There is no greater indictment for a city the size of Brownsville than to be without a newspaper. It is a manifestation of a putrid, sewer of a city. Even with over 43% illiteracy rate, and half of the other 53% not able to read English, there should still be enough readers to support a local paper.

And, to think the U. of Texas is putting even a satellite campus in this wasteland.

Matamoros is by far a much more literate and cultured city.

Anonymous said...

I think that land is worth 2.3 million.

Anonymous said...

Can't believe it will disappear. Lots of color ads in there. Money to be made. "Valley"edition coming?

Anonymous said...

Poor Don Pedro. Where will he go now? "And Out He Went!"

Anonymous said...

Almost anything with Brownsville in the name dies. Examples include The Bank of Brownsville, Brownsville Medical Center and University of Texas at Brownsville. Business lesson, don't use Brownsville in your name if you want to survive.

Anonymous said...

Good riddance. Gossip is about all that was found within it's pages. Worthless, useless, and uneducated crap.

Anonymous said...

So the Herald made all those people homeless?

Anonymous said...

Don't worry, there will be only one valley wide paper in the not too distant future, and Brownsville will be relegated to section 2 or 3 behind McAllen and Harlingen for those cities and the paper is run by a bunch of 'white bread'.

Anonymous said...

This is a hopeless backward place filled with Nacos and rich Mexicans fleeing from the vultures south of the river.

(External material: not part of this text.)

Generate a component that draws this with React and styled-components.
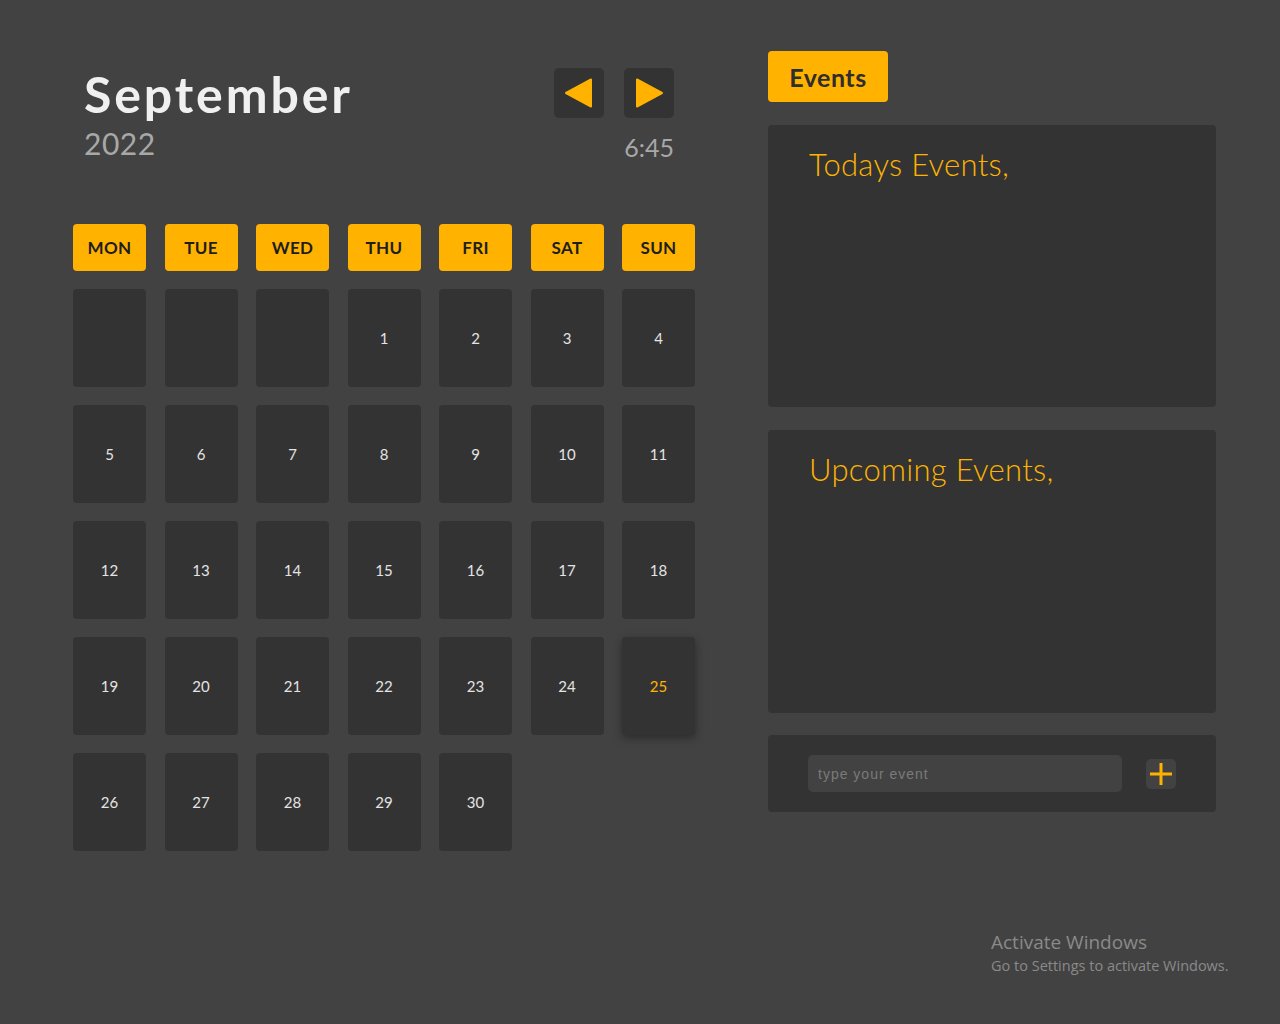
import styled, { createGlobalStyle } from "styled-components";

const GlobalStyle = createGlobalStyle`
  body {
    margin: 0;
    background: #424242;
    font-family: Lato, "Open Sans", sans-serif;
  }
`;

const orange = "#ffb300";
const panel = "#333333";

const Page = styled.div`
  position: relative;
  height: 1024px;
  display: flex;
  gap: 73px;
  padding: 51px 0 0 73px;
  box-sizing: border-box;
`;

const CalendarSide = styled.div`
  width: 622px;
  display: flex;
  flex-direction: column;
`;

const Header = styled.div`
  display: flex;
  justify-content: space-between;
  padding: 16px 21px 0 11px;
  height: 173px;
  box-sizing: border-box;
`;

const MonthBlock = styled.div`
  display: flex;
  flex-direction: column;
`;

const Month = styled.div`
  color: #f0f0f0;
  font-size: 50px;
  font-weight: 700;
  line-height: 54px;
  letter-spacing: 2.9px;
`;

const Year = styled.div`
  color: #a8a8a8;
  font-size: 30px;
  line-height: 36px;
  margin-top: 4px;
  letter-spacing: 0.5px;
`;

const Controls = styled.div`
  display: flex;
  flex-direction: column;
  align-items: flex-end;
`;

const Arrows = styled.div`
  display: flex;
  gap: 20px;
  margin-top: 1px;
`;

const ArrowButton = styled.button`
  width: 50px;
  height: 50px;
  border: none;
  border-radius: 5px;
  background: ${panel};
  display: flex;
  align-items: center;
  justify-content: center;
  padding: 0;
`;

const Time = styled.div`
  color: #a8a8a8;
  font-size: 25px;
  line-height: 30px;
  margin-top: 14px;
`;

const Grid = styled.div`
  display: grid;
  grid-template-columns: repeat(7, 73px);
  grid-auto-rows: 98px;
  grid-template-rows: 47px;
  column-gap: 18.5px;
  row-gap: 18px;
`;

const DayName = styled.div`
  background: ${orange};
  border-radius: 4px;
  display: flex;
  align-items: center;
  justify-content: center;
  color: #1e1e1e;
  font-size: 17px;
  font-weight: 700;
  letter-spacing: 0.3px;
`;

const Cell = styled.div`
  background: ${panel};
  border-radius: 4px;
  display: flex;
  align-items: center;
  justify-content: center;
  color: ${({ $today }) => ($today ? orange : "#e4e4e4")};
  font-size: 15px;
  box-shadow: ${({ $today }) => ($today ? "0 3px 8px rgba(0,0,0,0.35)" : "none")};
`;

const EventsSide = styled.div`
  width: 448px;
  display: flex;
  flex-direction: column;
  gap: 23px;
`;

const EventsTag = styled.div`
  width: 120px;
  height: 51px;
  border-radius: 4px;
  background: ${orange};
  color: #2e2e2e;
  font-size: 25px;
  font-weight: 700;
  letter-spacing: 0.5px;
  display: flex;
  align-items: center;
  justify-content: center;
`;

const EventPanel = styled.div`
  background: ${panel};
  border-radius: 4px;
  height: ${({ $h }) => $h}px;
  padding: 20px 41px;
  box-sizing: border-box;
`;

const PanelTitle = styled.div`
  color: ${orange};
  font-size: 31px;
  font-weight: 300;
  line-height: 38px;
  letter-spacing: 0.3px;
`;

const InputBar = styled.div`
  background: ${panel};
  border-radius: 4px;
  height: 77px;
  margin-top: -1px;
  display: flex;
  align-items: center;
  padding: 0 40px;
  gap: 24px;
  box-sizing: border-box;
`;

const EventInput = styled.input`
  width: 314px;
  height: 37px;
  border: none;
  border-radius: 5px;
  background: #424242;
  padding: 0 10px;
  box-sizing: border-box;
  color: #ddd;
  font-family: "Liberation Sans", Arial, sans-serif;
  font-size: 14px;
  letter-spacing: 1px;
  outline: none;

  &::placeholder {
    color: #7a7a7a;
  }
`;

const AddButton = styled.button`
  width: 30px;
  height: 30px;
  border: none;
  border-radius: 5px;
  background: #424242;
  display: flex;
  align-items: center;
  justify-content: center;
  padding: 0;
`;

const Watermark = styled.div`
  position: absolute;
  left: 991px;
  top: 931px;
  color: #8a8a8a;
  font-family: "Open Sans", "DejaVu Sans", sans-serif;
  line-height: 1.2;
`;

const WatermarkTitle = styled.div`
  font-size: 19px;
`;

const WatermarkText = styled.div`
  font-size: 14.5px;
  margin-top: 3px;
`;

const days = ["MON", "TUE", "WED", "THU", "FRI", "SAT", "SUN"];
const cells = [null, null, null, ...Array.from({ length: 30 }, (_, i) => i + 1)];

export default function App() {
  return (
    <>
      <GlobalStyle />
      <Page>
        <CalendarSide>
          <Header>
            <MonthBlock>
              <Month>September</Month>
              <Year>2022</Year>
            </MonthBlock>
            <Controls>
              <Arrows>
                <ArrowButton>
                  <svg width="30" height="30" viewBox="0 0 30 30">
                    <path d="M27 1.5 L27 28.5 L2 15 Z" fill={orange} strokeLinejoin="round" stroke={orange} strokeWidth="2" />
                  </svg>
                </ArrowButton>
                <ArrowButton>
                  <svg width="30" height="30" viewBox="0 0 30 30">
                    <path d="M3 1.5 L3 28.5 L28 15 Z" fill={orange} strokeLinejoin="round" stroke={orange} strokeWidth="2" />
                  </svg>
                </ArrowButton>
              </Arrows>
              <Time>6:45</Time>
            </Controls>
          </Header>
          <Grid>
            {days.map((d) => (
              <DayName key={d}>{d}</DayName>
            ))}
            {cells.map((n, i) => (
              <Cell key={i} $today={n === 25}>
                {n}
              </Cell>
            ))}
          </Grid>
        </CalendarSide>
        <EventsSide>
          <EventsTag>Events</EventsTag>
          <EventPanel $h={282}>
            <PanelTitle>Todays Events,</PanelTitle>
          </EventPanel>
          <EventPanel $h={283}>
            <PanelTitle>Upcoming Events,</PanelTitle>
          </EventPanel>
          <InputBar>
            <EventInput placeholder="type your event" />
            <AddButton>
              <svg width="26" height="26" viewBox="0 0 26 26">
                <path d="M13 2 V24 M2 13 H24" stroke={orange} strokeWidth="3" />
              </svg>
            </AddButton>
          </InputBar>
        </EventsSide>
        <Watermark>
          <WatermarkTitle>Activate Windows</WatermarkTitle>
          <WatermarkText>Go to Settings to activate Windows.</WatermarkText>
        </Watermark>
      </Page>
    </>
  );
}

The few locals that got an education got their heads filled with La Raza bullshit from the ivory tower.

Stir all of these folks into one pot, and throw in a full slate of crooked politicians and public employees and what do you have?

A town without a newspaper for starters. A certain sign of social decay.

Anonymous said...

Run by "White bread"? Maybe that is why those papers are successful. browntown is a miserable shit stain full of corrupt uneducated Mexicans. Racist comment? Maybe. A racist comment supported by fact and statistics. Please tell me when the last time an Anglo (white person) for those educated by bisd, was charged with corruption in browntown? All the intelligent "bolillos" left your backward ass city years ago. You are an embarrassment to this country.

Anonymous said...

Don Pedro will be deported. Echo un Tacón. (And out he went)

Anonymous said...

I stopped receiving the herald 5 years ago. There was never any news. It was all about advertisements. It just wasn't worth it. How sad......

Anonymous said...

Are you kidding $500,000 for that property. The Mayor will pay at least 5 million. Hell he paid 2 1/2 for for Casa del nylon.